Go through the material and write it all out exactly, minus the pictures.
-*-*-
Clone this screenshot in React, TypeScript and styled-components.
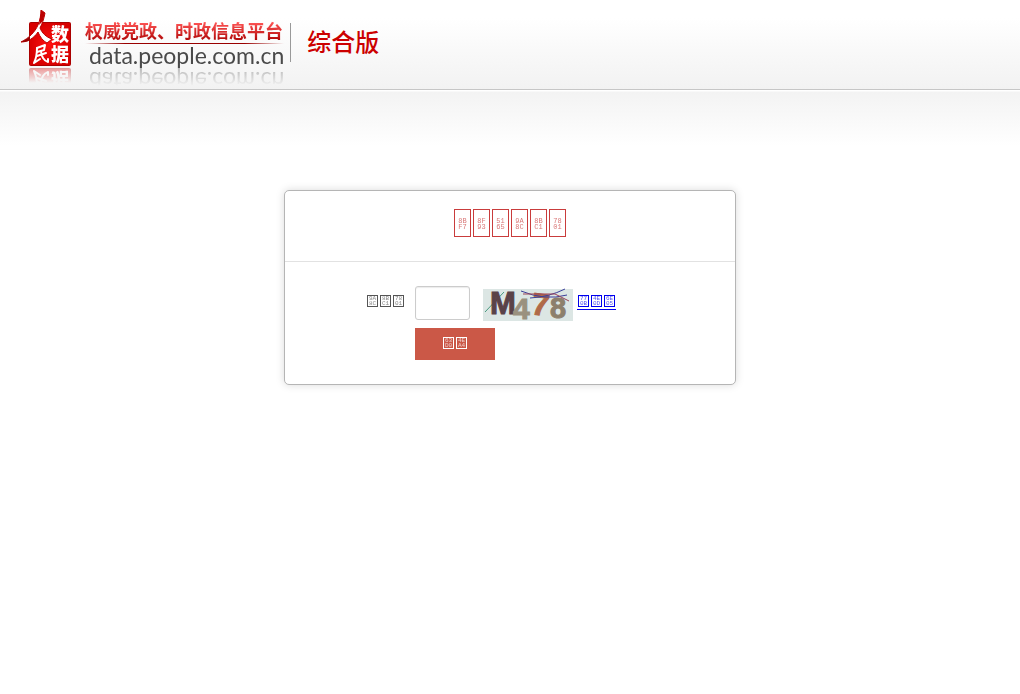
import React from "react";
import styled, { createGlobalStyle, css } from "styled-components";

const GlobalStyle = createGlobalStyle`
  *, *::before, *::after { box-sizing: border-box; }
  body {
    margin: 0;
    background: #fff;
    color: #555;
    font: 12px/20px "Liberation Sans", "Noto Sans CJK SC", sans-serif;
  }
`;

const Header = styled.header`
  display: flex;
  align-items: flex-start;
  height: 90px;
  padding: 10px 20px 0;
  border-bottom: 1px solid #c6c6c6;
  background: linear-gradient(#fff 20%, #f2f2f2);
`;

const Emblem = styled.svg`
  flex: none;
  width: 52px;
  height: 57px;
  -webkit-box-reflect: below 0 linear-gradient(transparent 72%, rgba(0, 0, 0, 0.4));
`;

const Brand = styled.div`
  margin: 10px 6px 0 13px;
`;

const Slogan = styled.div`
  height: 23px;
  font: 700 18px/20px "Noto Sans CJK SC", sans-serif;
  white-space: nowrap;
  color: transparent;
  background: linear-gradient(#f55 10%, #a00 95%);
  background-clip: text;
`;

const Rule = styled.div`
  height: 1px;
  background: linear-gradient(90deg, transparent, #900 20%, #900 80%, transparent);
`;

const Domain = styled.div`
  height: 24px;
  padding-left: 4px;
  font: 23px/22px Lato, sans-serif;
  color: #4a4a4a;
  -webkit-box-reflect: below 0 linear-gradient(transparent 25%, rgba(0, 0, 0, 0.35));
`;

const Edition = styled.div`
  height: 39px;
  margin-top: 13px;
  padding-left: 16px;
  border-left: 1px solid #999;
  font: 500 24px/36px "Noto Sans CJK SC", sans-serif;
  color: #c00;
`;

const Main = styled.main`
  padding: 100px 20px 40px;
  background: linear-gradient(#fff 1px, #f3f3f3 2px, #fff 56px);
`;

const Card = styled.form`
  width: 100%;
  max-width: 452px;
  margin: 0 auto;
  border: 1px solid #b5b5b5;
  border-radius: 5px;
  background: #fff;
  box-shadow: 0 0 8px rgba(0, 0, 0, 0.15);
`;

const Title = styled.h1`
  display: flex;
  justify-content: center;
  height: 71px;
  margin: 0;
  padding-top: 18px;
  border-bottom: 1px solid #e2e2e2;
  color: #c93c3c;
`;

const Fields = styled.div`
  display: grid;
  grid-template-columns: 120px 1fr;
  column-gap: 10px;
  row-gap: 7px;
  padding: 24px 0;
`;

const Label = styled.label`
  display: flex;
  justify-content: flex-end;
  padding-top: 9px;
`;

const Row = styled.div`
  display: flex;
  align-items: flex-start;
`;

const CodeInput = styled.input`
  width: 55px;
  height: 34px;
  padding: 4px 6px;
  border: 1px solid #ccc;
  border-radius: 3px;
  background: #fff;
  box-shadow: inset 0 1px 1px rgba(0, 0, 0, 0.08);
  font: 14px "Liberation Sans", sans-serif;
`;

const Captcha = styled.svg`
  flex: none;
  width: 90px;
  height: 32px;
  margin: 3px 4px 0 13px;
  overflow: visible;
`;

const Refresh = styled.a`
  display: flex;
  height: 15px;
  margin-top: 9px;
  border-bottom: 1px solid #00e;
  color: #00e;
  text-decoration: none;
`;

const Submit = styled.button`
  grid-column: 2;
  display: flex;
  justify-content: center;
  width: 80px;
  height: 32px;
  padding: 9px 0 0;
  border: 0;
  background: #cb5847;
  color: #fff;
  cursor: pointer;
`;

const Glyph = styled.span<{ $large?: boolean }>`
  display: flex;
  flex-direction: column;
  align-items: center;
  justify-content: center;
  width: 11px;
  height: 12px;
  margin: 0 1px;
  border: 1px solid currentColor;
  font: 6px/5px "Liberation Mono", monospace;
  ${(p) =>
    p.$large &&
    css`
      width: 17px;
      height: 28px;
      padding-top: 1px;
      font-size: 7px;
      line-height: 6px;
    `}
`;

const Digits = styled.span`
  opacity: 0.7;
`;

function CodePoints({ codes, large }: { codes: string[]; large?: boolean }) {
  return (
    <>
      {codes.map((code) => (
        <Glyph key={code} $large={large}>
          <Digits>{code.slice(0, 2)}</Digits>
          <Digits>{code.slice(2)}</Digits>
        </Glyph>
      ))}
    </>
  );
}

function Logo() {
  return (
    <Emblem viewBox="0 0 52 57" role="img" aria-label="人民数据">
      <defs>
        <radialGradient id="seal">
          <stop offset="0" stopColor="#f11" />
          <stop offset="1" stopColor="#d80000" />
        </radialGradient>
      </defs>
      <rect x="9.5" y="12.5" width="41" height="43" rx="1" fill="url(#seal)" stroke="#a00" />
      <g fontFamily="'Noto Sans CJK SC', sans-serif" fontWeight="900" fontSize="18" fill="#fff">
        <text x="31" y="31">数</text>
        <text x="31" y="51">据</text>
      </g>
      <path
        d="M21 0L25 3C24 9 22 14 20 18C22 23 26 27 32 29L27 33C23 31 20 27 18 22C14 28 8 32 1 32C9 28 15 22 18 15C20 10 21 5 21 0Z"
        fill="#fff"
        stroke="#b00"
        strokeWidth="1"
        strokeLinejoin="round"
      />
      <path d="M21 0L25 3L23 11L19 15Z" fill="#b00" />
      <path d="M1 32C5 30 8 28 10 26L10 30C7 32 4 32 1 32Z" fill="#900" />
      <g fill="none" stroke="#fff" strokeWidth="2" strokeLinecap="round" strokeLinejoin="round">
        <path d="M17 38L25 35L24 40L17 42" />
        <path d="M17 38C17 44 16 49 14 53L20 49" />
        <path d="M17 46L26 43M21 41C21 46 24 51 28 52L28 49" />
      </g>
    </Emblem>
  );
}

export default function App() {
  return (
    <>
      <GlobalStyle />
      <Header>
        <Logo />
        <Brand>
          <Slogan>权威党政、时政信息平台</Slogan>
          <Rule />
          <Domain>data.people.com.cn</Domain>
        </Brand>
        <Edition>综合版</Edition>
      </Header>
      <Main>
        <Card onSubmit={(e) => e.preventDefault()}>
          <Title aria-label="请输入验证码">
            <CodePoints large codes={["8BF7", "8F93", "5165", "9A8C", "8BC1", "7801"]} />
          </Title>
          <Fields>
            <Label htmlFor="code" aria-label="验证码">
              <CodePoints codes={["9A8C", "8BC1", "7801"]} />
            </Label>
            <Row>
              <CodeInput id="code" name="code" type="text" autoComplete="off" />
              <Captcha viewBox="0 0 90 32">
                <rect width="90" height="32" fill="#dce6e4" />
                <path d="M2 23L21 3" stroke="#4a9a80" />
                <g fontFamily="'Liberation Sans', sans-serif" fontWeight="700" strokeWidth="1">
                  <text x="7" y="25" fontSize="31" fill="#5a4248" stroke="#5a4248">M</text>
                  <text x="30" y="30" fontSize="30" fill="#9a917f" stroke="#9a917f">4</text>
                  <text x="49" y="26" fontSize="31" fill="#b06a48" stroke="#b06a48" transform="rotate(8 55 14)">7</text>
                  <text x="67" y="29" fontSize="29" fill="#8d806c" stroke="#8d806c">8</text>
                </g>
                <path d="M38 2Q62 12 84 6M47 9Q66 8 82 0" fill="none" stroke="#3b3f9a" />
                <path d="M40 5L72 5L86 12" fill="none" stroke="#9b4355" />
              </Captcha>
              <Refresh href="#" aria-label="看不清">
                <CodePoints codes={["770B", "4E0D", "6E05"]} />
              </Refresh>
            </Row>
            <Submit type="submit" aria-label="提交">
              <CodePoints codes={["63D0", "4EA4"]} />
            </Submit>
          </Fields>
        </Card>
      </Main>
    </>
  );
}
-*-*-
:: Reply to the task ::
Clone this screenshot in React, TypeScript and styled-components.
import React from "react";
import styled, { createGlobalStyle, css } from "styled-components";

const GlobalStyle = createGlobalStyle`
  *, *::before, *::after { box-sizing: border-box; }
  body {
    margin: 0;
    background: #fff;
    color: #555;
    font: 12px/20px "Liberation Sans", "Noto Sans CJK SC", sans-serif;
  }
`;

const Header = styled.header`
  display: flex;
  align-items: flex-start;
  height: 90px;
  padding: 10px 20px 0;
  border-bottom: 1px solid #c6c6c6;
  background: linear-gradient(#fff 20%, #f2f2f2);
`;

const Emblem = styled.svg`
  flex: none;
  width: 52px;
  height: 57px;
  -webkit-box-reflect: below 0 linear-gradient(transparent 72%, rgba(0, 0, 0, 0.4));
`;

const Brand = styled.div`
  margin: 10px 6px 0 13px;
`;

const Slogan = styled.div`
  height: 23px;
  font: 700 18px/20px "Noto Sans CJK SC", sans-serif;
  white-space: nowrap;
  color: transparent;
  background: linear-gradient(#f55 10%, #a00 95%);
  background-clip: text;
`;

const Rule = styled.div`
  height: 1px;
  background: linear-gradient(90deg, transparent, #900 20%, #900 80%, transparent);
`;

const Domain = styled.div`
  height: 24px;
  padding-left: 4px;
  font: 23px/22px Lato, sans-serif;
  color: #4a4a4a;
  -webkit-box-reflect: below 0 linear-gradient(transparent 25%, rgba(0, 0, 0, 0.35));
`;

const Edition = styled.div`
  height: 39px;
  margin-top: 13px;
  padding-left: 16px;
  border-left: 1px solid #999;
  font: 500 24px/36px "Noto Sans CJK SC", sans-serif;
  color: #c00;
`;

const Main = styled.main`
  padding: 100px 20px 40px;
  background: linear-gradient(#fff 1px, #f3f3f3 2px, #fff 56px);
`;

const Card = styled.form`
  width: 100%;
  max-width: 452px;
  margin: 0 auto;
  border: 1px solid #b5b5b5;
  border-radius: 5px;
  background: #fff;
  box-shadow: 0 0 8px rgba(0, 0, 0, 0.15);
`;

const Title = styled.h1`
  display: flex;
  justify-content: center;
  height: 71px;
  margin: 0;
  padding-top: 18px;
  border-bottom: 1px solid #e2e2e2;
  color: #c93c3c;
`;

const Fields = styled.div`
  display: grid;
  grid-template-columns: 120px 1fr;
  column-gap: 10px;
  row-gap: 7px;
  padding: 24px 0;
`;

const Label = styled.label`
  display: flex;
  justify-content: flex-end;
  padding-top: 9px;
`;

const Row = styled.div`
  display: flex;
  align-items: flex-start;
`;

const CodeInput = styled.input`
  width: 55px;
  height: 34px;
  padding: 4px 6px;
  border: 1px solid #ccc;
  border-radius: 3px;
  background: #fff;
  box-shadow: inset 0 1px 1px rgba(0, 0, 0, 0.08);
  font: 14px "Liberation Sans", sans-serif;
`;

const Captcha = styled.svg`
  flex: none;
  width: 90px;
  height: 32px;
  margin: 3px 4px 0 13px;
  overflow: visible;
`;

const Refresh = styled.a`
  display: flex;
  height: 15px;
  margin-top: 9px;
  border-bottom: 1px solid #00e;
  color: #00e;
  text-decoration: none;
`;

const Submit = styled.button`
  grid-column: 2;
  display: flex;
  justify-content: center;
  width: 80px;
  height: 32px;
  padding: 9px 0 0;
  border: 0;
  background: #cb5847;
  color: #fff;
  cursor: pointer;
`;

const Glyph = styled.span<{ $large?: boolean }>`
  display: flex;
  flex-direction: column;
  align-items: center;
  justify-content: center;
  width: 11px;
  height: 12px;
  margin: 0 1px;
  border: 1px solid currentColor;
  font: 6px/5px "Liberation Mono", monospace;
  ${(p) =>
    p.$large &&
    css`
      width: 17px;
      height: 28px;
      padding-top: 1px;
      font-size: 7px;
      line-height: 6px;
    `}
`;

const Digits = styled.span`
  opacity: 0.7;
`;

function CodePoints({ codes, large }: { codes: string[]; large?: boolean }) {
  return (
    <>
      {codes.map((code) => (
        <Glyph key={code} $large={large}>
          <Digits>{code.slice(0, 2)}</Digits>
          <Digits>{code.slice(2)}</Digits>
        </Glyph>
      ))}
    </>
  );
}

function Logo() {
  return (
    <Emblem viewBox="0 0 52 57" role="img" aria-label="人民数据">
      <defs>
        <radialGradient id="seal">
          <stop offset="0" stopColor="#f11" />
          <stop offset="1" stopColor="#d80000" />
        </radialGradient>
      </defs>
      <rect x="9.5" y="12.5" width="41" height="43" rx="1" fill="url(#seal)" stroke="#a00" />
      <g fontFamily="'Noto Sans CJK SC', sans-serif" fontWeight="900" fontSize="18" fill="#fff">
        <text x="31" y="31">数</text>
        <text x="31" y="51">据</text>
      </g>
      <path
        d="M21 0L25 3C24 9 22 14 20 18C22 23 26 27 32 29L27 33C23 31 20 27 18 22C14 28 8 32 1 32C9 28 15 22 18 15C20 10 21 5 21 0Z"
        fill="#fff"
        stroke="#b00"
        strokeWidth="1"
        strokeLinejoin="round"
      />
      <path d="M21 0L25 3L23 11L19 15Z" fill="#b00" />
      <path d="M1 32C5 30 8 28 10 26L10 30C7 32 4 32 1 32Z" fill="#900" />
      <g fill="none" stroke="#fff" strokeWidth="2" strokeLinecap="round" strokeLinejoin="round">
        <path d="M17 38L25 35L24 40L17 42" />
        <path d="M17 38C17 44 16 49 14 53L20 49" />
        <path d="M17 46L26 43M21 41C21 46 24 51 28 52L28 49" />
      </g>
    </Emblem>
  );
}

export default function App() {
  return (
    <>
      <GlobalStyle />
      <Header>
        <Logo />
        <Brand>
          <Slogan>权威党政、时政信息平台</Slogan>
          <Rule />
          <Domain>data.people.com.cn</Domain>
        </Brand>
        <Edition>综合版</Edition>
      </Header>
      <Main>
        <Card onSubmit={(e) => e.preventDefault()}>
          <Title aria-label="请输入验证码">
            <CodePoints large codes={["8BF7", "8F93", "5165", "9A8C", "8BC1", "7801"]} />
          </Title>
          <Fields>
            <Label htmlFor="code" aria-label="验证码">
              <CodePoints codes={["9A8C", "8BC1", "7801"]} />
            </Label>
            <Row>
              <CodeInput id="code" name="code" type="text" autoComplete="off" />
              <Captcha viewBox="0 0 90 32">
                <rect width="90" height="32" fill="#dce6e4" />
                <path d="M2 23L21 3" stroke="#4a9a80" />
                <g fontFamily="'Liberation Sans', sans-serif" fontWeight="700" strokeWidth="1">
                  <text x="7" y="25" fontSize="31" fill="#5a4248" stroke="#5a4248">M</text>
                  <text x="30" y="30" fontSize="30" fill="#9a917f" stroke="#9a917f">4</text>
                  <text x="49" y="26" fontSize="31" fill="#b06a48" stroke="#b06a48" transform="rotate(8 55 14)">7</text>
                  <text x="67" y="29" fontSize="29" fill="#8d806c" stroke="#8d806c">8</text>
                </g>
                <path d="M38 2Q62 12 84 6M47 9Q66 8 82 0" fill="none" stroke="#3b3f9a" />
                <path d="M40 5L72 5L86 12" fill="none" stroke="#9b4355" />
              </Captcha>
              <Refresh href="#" aria-label="看不清">
                <CodePoints codes={["770B", "4E0D", "6E05"]} />
              </Refresh>
            </Row>
            <Submit type="submit" aria-label="提交">
              <CodePoints codes={["63D0", "4EA4"]} />
            </Submit>
          </Fields>
        </Card>
      </Main>
    </>
  );
}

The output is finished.